Requirements: A total of six courses including: Russian 31; and five courses chosen from the following: Russian 10, 11, 13, 14, 18, 19, 21, 22, 23, 32, 35, 36, 48, or 71 (Introduction to Russian Civilization; Special Topics in Russian Culture; Slavic Folklore: Vampires, Witches and Firebirds; The Age of Brainwashing: A History of Russian and Eastern European Film; Russian Theater; Understanding the Russians: The Role of Language and Culture in Communication; Russian Civilization: Study Abroad; The Russian Language: Study Abroad; The Russian Language: Study Abroad; Twentieth Century Russian Literature: Revolution, Terror, and Art; Dostoevsky and the Problem of Evil; "The Seer of the Flesh": Tolstoy's Art and Thought; Structure of Modern Russian; Advanced Seminar in Russian Culture), of which three should be numbered 32 and higher and exclusive of the course selected as a prerequisite. Not more than two LSA+ courses could be counted for fulfillment of the prerequisite and requirements. Up to two Russian area studies courses, including Economics 29 and 49 (International Finance and Open-Economy Macroeconomics; Topics in International Economics), Government 52 (Russian Foreign Policy), and History 54, 55, and 56 (The Russian Revolutions and the New Regime; Twentieth-Century Russia), or offerings of such courses as Government 84, History 96, and Music 8 (Programming for Interactive Audio-Visual Art), when dealing with relevant topics, may be counted towards completion of this minor. Other courses used to satisfy this requirement must be approved in advance by the Chair of the Department.
THE HONORS PROGRAM
Seniors who give evidence of outstanding ability and who wish to do serious research on an independent project are invited to apply for honors work. Students must satisfy the minimum College requirements and must also meet two departmental requirements. First, they must have a grade average of 3.3 for all courses taken within the major. Second they must have received at least an A- in an advanced course that emphasizes research and analysis, such as Russian 48 or 71 (Structure of Modern Russian; Advanced Seminar in Russian Culture).
Area Studies majors may satisfy this second requirement with one of these courses, or, if the topic of the thesis is outside the area of language and literature, with a course from the academic area in which they intend to do research. Application is normally made by the third week of the fall term, with Russian 85 taken in the fall and Russian 87 in the winter. The thesis must be submitted no later than the third week of spring term. More information is contained in an announcement sent to current majors each year. It is available from the administrator of the Department.

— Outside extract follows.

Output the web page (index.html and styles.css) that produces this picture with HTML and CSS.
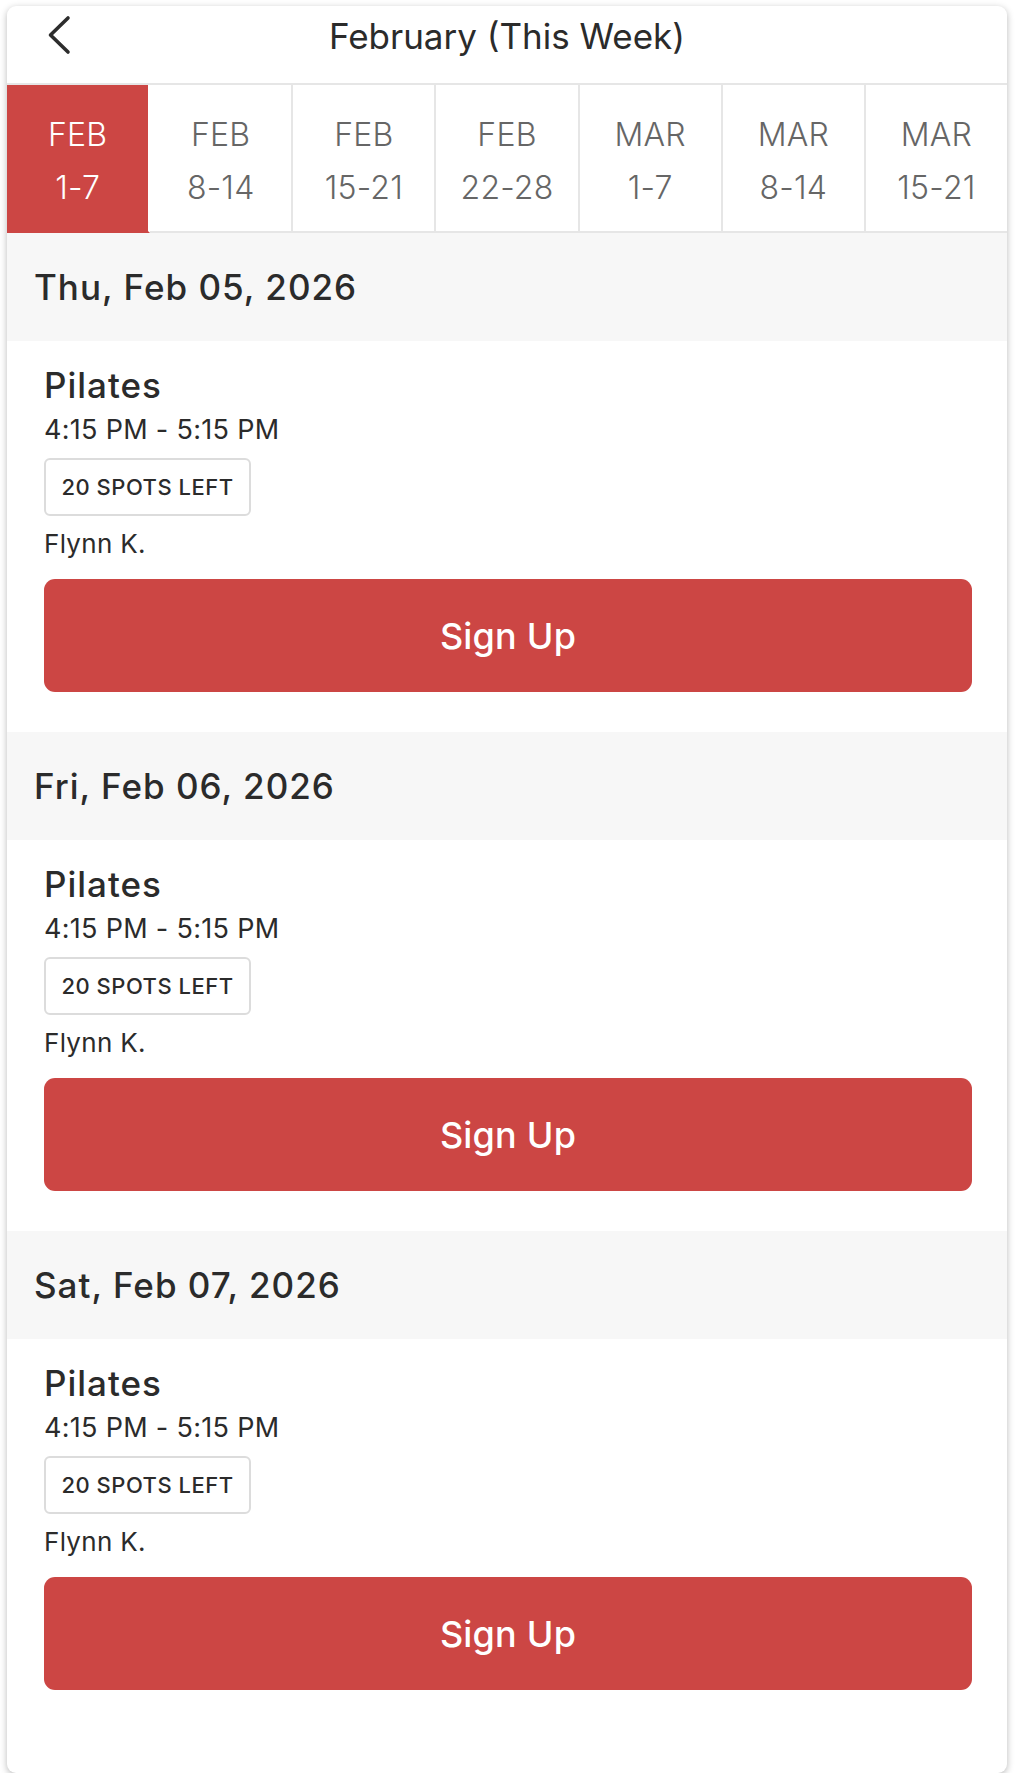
FILE: index.html
```html
<!DOCTYPE html>
<html lang="en">
<head>
<meta charset="utf-8">
<title>February (This Week)</title>
<link rel="stylesheet" href="styles.css">
</head>
<body>
<div class="card">
  <header class="topbar">
    <div class="back">
      <svg width="24" height="40" viewBox="0 0 24 40" aria-hidden="true"><path d="M21 3 L3.5 20 L21 37" fill="none" stroke="#2d2d2d" stroke-width="3.6" stroke-linecap="round" stroke-linejoin="round"/></svg>
    </div>
    <h1 class="title">February (This Week)</h1>
    <div></div>
  </header>
  <nav class="tabs">
    <div class="tab active"><span>FEB</span><span>1-7</span></div>
    <div class="tab"><span>FEB</span><span>8-14</span></div>
    <div class="tab"><span>FEB</span><span>15-21</span></div>
    <div class="tab"><span>FEB</span><span>22-28</span></div>
    <div class="tab"><span>MAR</span><span>1-7</span></div>
    <div class="tab"><span>MAR</span><span>8-14</span></div>
    <div class="tab"><span>MAR</span><span>15-21</span></div>
  </nav>

  <section class="day">
    <h2 class="day-head">Thu, Feb 05, 2026</h2>
    <div class="day-body">
      <div class="cls-name">Pilates</div>
      <div class="cls-time">4:15 PM - 5:15 PM</div>
      <div class="badge">20 SPOTS LEFT</div>
      <div class="coach">Flynn K.</div>
      <button class="signup">Sign Up</button>
    </div>
  </section>

  <section class="day">
    <h2 class="day-head">Fri, Feb 06, 2026</h2>
    <div class="day-body">
      <div class="cls-name">Pilates</div>
      <div class="cls-time">4:15 PM - 5:15 PM</div>
      <div class="badge">20 SPOTS LEFT</div>
      <div class="coach">Flynn K.</div>
      <button class="signup">Sign Up</button>
    </div>
  </section>

  <section class="day">
    <h2 class="day-head">Sat, Feb 07, 2026</h2>
    <div class="day-body">
      <div class="cls-name">Pilates</div>
      <div class="cls-time">4:15 PM - 5:15 PM</div>
      <div class="badge">20 SPOTS LEFT</div>
      <div class="coach">Flynn K.</div>
      <button class="signup">Sign Up</button>
    </div>
  </section>
</div>
</body>
</html>
```
FILE: styles.css
```css
* { box-sizing: border-box; }

html, body {
  margin: 0;
  padding: 0;
  background: #ffffff;
}

body {
  font-family: Inter, "Noto Sans", "Liberation Sans", sans-serif;
  color: #2b2b2b;
}

.card {
  margin: 6px 0 0 7px;
  width: 1000px;
  height: 1767px;
  background: #ffffff;
  border-radius: 9px;
  box-shadow: 0 2px 7px rgba(0, 0, 0, 0.28);
  overflow: hidden;
}

.topbar {
  display: grid;
  grid-template-columns: 120px 1fr 120px;
  align-items: start;
  height: 79px;
  border-bottom: 2px solid #e6e6e6;
}

.back {
  padding-left: 40px;
  padding-top: 9px;
}

.back svg { display: block; }

.title {
  margin: 10px 0 0;
  text-align: center;
  font-size: 35px;
  line-height: 40px;
  font-weight: 400;
  color: #2b2b2b;
}

.tabs {
  display: flex;
  height: 148px;
}

.tab {
  flex: 1 1 0;
  display: flex;
  flex-direction: column;
  align-items: center;
  justify-content: center;
  padding-top: 5px;
  border-right: 2px solid #e6e6e6;
  border-bottom: 2px solid #e6e6e6;
  color: #666666;
  font-size: 32px;
  font-weight: 300;
  line-height: 53px;
  letter-spacing: 0.2px;
}

.tab:last-child { border-right: none; }

.tab.active {
  background: #cc4644;
  color: #ffffff;
  border-right-color: #ffffff;
  border-bottom-color: #cc4644;
}

.day-head {
  margin: 0;
  height: 108px;
  display: flex;
  align-items: center;
  padding-left: 27px;
  background: #f7f7f7;
  font-size: 35px;
  font-weight: 500;
  letter-spacing: 1px;
  color: #2b2b2b;
}

.day-body {
  padding: 24px 36px 40px 37px;
  display: flex;
  flex-direction: column;
  align-items: flex-start;
}

.cls-name {
  font-size: 35px;
  line-height: 40px;
  font-weight: 500;
  letter-spacing: 1px;
}

.cls-time {
  margin-top: 9px;
  font-size: 27px;
  line-height: 32px;
  font-weight: 400;
  letter-spacing: 0.3px;
}

.badge {
  margin-top: 12px;
  height: 58px;
  width: 207px;
  display: flex;
  align-items: center;
  justify-content: center;
  border: 2px solid #dcdcdc;
  border-radius: 6px;
  font-size: 22px;
  font-weight: 500;
  letter-spacing: 0.5px;
}

.coach {
  margin-top: 13px;
  font-size: 26px;
  line-height: 30px;
  letter-spacing: 0.3px;
}

.signup {
  margin-top: 20px;
  width: 928px;
  height: 113px;
  border: none;
  border-radius: 11px;
  background: #cc4644;
  color: #ffffff;
  font-family: inherit;
  font-size: 36px;
  font-weight: 500;
  letter-spacing: 0.2px;
}
```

Each university in the Unites States of America sets its own admission standards so there isn't the same criteria for all the students and the university can decide which applicants meet those standards. The fee for each application is between $35 to $100.
After the selections of the universities you want to attend, the best of all would be to contact each university for an application form and more admission information for the international students. Moreover, for a graduate or postgraduate program it's necessary to verify the admission requirements. Some programs require that you send your application directly to their department.
Admissions decisions are based on students's academic record and different test scores, such as TOEFL, the SAT or ACT (for undergraduate programs) and GRE or GMAT (for graduate programs). Admission decision is based on your academic results and motivation.
1. SAT Reasoning or ACT (with Writing);
2. 2 SAT Subject Test Scores;
3. The common application essay;
4. Within the Common Application, Dartmouth’s writing supplement requires that applicants write a brief response to one of the following supplemental essay prompts. Candidates choose one topic and respond;
5. A counselor recommendation and two teacher recommendations. In addition, a peer recommendation is strongly encouraged;
7. Brief abstract of an independent research project;
8. IELTS or TOEFL (no minimum scores).
Dartmouth Scholarships are need-based and are given without expectation of repayment. Amounts range from $1,000 to over $50,000, depending on our determination of your eligibility. Some Dartmouth students will be selected as recipients of one or more of our over 750 endowed scholarship funds. These awards are not additional money, but indicate that the aid already awarded will come from a specific endowed fund. No separate application is required. Students who receive scholarships from external sources can use these funds to reduce the loan and/or job portions of their financial aid packages. Veteran's benefits are included as a resource in the determination of eligibility for Dartmouth scholarship awards. Dartmouth College currently participates at 100% in the Yellow Ribbon Program which supplements GI Bill benefits. For U.S. citizens or permanent residents, the Free Application for Federal Student Aid (FAFSA) is the only form required to apply for Federal Financial Aid. The federal government provides Pell Grants to students who qualify on the basis of financial need as determined by their Free Application for Federal Student Aid (FAFSA). Federal Supplemental Educational Opportunity Grants (FSEOG) are awarded by the College to the most needy students. They vary in amount but do not exceed $4,000 a year. When you apply for financial aid, your parents' country of residence will determine which documents you need to submit. Parents living outside U.S. and Canada should provide income/benefits statement from employer.